*What to do:*
Identify each line below containing the string "screenshot" and copy it.

*Data supplied:*
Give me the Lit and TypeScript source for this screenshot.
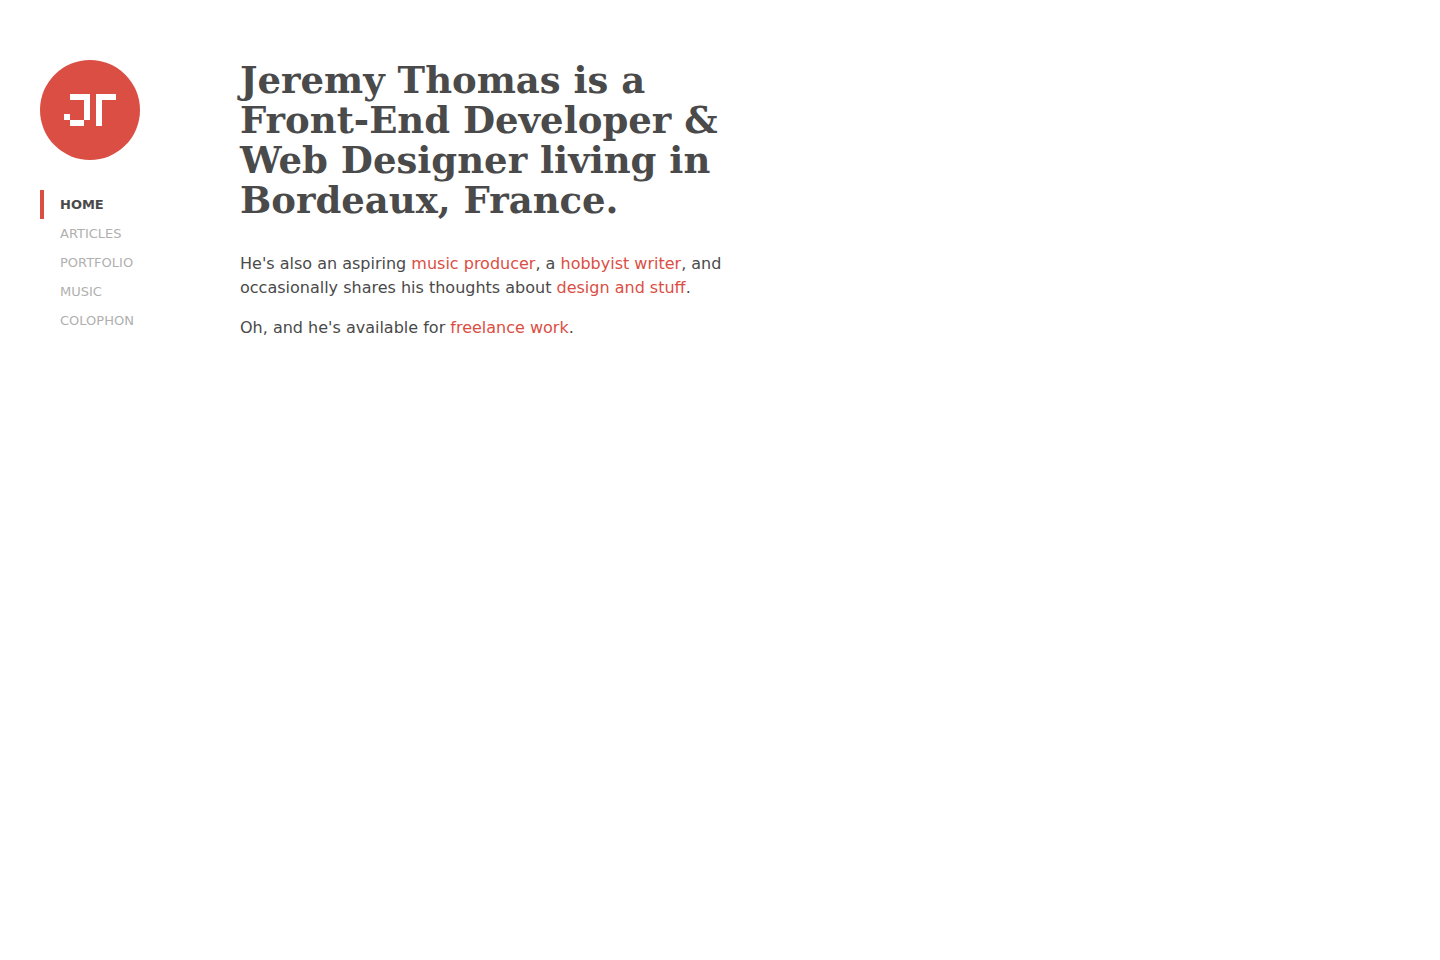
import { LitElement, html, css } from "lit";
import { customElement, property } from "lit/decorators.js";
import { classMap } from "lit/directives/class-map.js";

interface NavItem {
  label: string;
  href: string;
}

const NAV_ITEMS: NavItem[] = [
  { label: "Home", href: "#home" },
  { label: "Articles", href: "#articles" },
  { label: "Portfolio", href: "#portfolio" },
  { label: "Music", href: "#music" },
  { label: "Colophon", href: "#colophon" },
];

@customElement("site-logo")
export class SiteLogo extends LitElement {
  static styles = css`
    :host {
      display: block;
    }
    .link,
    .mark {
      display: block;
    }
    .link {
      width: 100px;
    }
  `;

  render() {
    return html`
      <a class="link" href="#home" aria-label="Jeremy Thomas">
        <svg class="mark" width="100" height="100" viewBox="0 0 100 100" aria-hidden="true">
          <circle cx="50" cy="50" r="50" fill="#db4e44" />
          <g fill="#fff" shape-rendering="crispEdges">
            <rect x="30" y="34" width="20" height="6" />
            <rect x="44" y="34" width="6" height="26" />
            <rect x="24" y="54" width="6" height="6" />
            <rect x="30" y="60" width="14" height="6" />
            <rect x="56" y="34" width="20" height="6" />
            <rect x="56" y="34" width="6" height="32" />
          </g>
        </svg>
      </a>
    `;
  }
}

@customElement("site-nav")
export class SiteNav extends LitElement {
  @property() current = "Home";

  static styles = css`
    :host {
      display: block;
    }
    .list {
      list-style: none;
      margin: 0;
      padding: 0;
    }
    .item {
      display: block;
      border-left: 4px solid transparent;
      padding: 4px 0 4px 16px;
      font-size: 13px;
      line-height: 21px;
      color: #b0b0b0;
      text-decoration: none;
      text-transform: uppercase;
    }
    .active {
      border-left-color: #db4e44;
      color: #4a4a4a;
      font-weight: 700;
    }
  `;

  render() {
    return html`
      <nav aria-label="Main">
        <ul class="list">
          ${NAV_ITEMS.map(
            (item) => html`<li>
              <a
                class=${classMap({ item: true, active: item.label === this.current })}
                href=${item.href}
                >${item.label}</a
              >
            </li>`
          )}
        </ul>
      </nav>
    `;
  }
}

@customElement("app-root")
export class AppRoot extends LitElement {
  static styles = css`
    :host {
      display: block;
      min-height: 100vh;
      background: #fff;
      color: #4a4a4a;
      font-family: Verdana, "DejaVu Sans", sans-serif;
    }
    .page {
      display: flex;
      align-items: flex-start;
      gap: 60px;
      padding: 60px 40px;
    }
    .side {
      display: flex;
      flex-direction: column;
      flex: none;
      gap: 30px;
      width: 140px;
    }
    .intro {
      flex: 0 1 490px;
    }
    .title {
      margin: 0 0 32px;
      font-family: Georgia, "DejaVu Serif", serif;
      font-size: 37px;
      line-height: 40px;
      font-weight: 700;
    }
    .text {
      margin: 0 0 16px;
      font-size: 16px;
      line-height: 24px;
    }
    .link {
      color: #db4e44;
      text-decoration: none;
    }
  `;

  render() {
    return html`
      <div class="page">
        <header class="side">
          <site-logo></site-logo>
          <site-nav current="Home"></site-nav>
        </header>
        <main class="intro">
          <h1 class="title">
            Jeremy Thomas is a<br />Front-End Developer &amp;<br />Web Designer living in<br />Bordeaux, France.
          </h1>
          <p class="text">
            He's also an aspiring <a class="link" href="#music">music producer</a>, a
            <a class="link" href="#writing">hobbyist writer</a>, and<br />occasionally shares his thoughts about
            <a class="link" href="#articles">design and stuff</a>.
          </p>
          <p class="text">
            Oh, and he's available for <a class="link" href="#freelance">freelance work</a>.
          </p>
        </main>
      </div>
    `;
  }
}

---

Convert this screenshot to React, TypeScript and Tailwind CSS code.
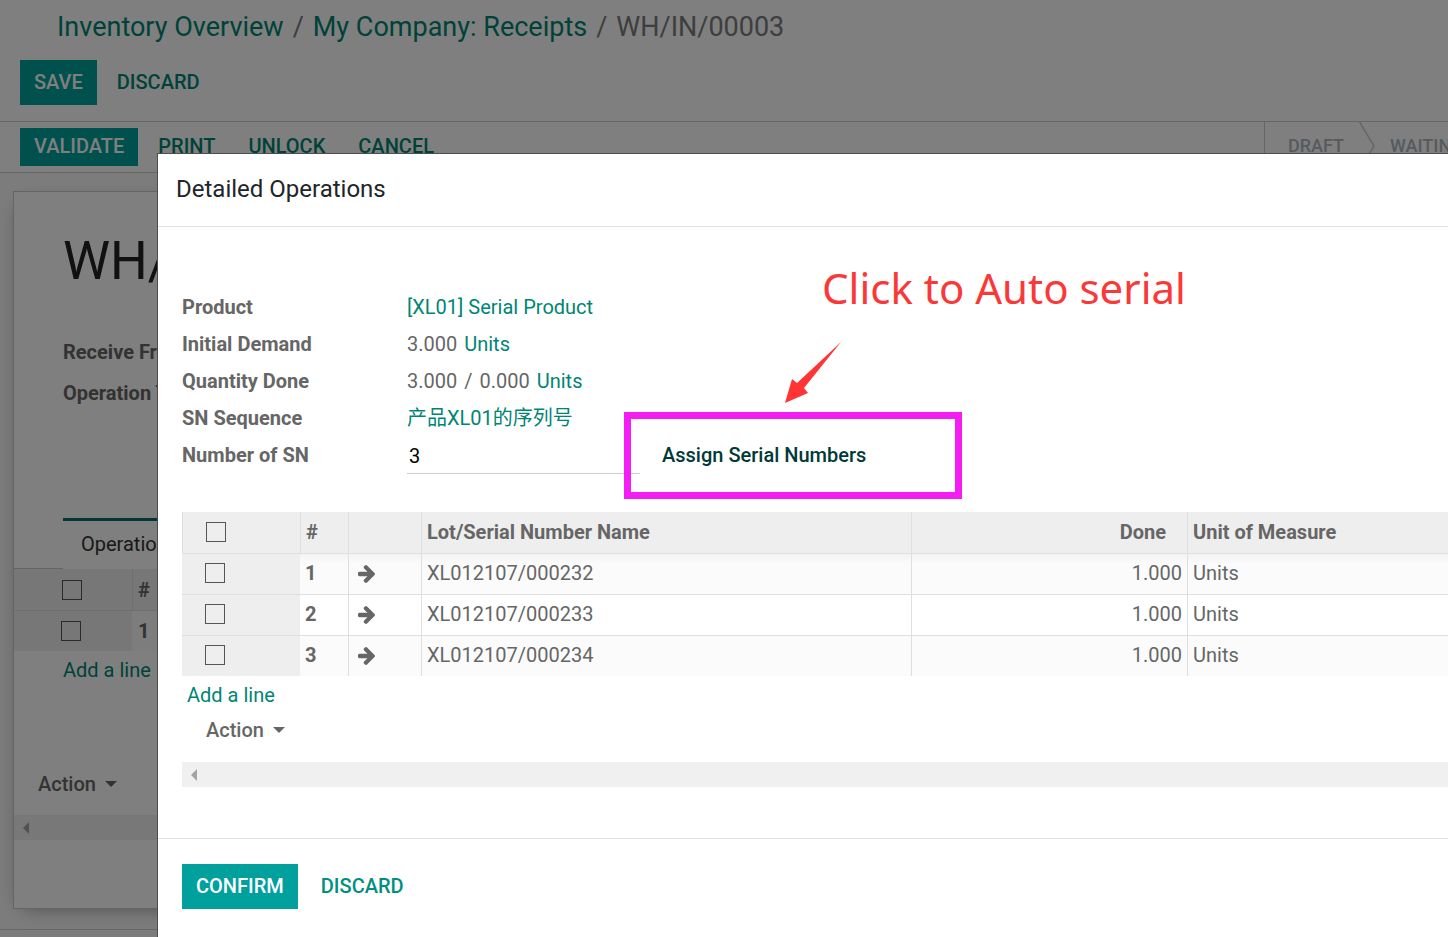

*Finished exercise:*
Give me the Lit and TypeScript source for this screenshot.
Convert this screenshot to React, TypeScript and Tailwind CSS code.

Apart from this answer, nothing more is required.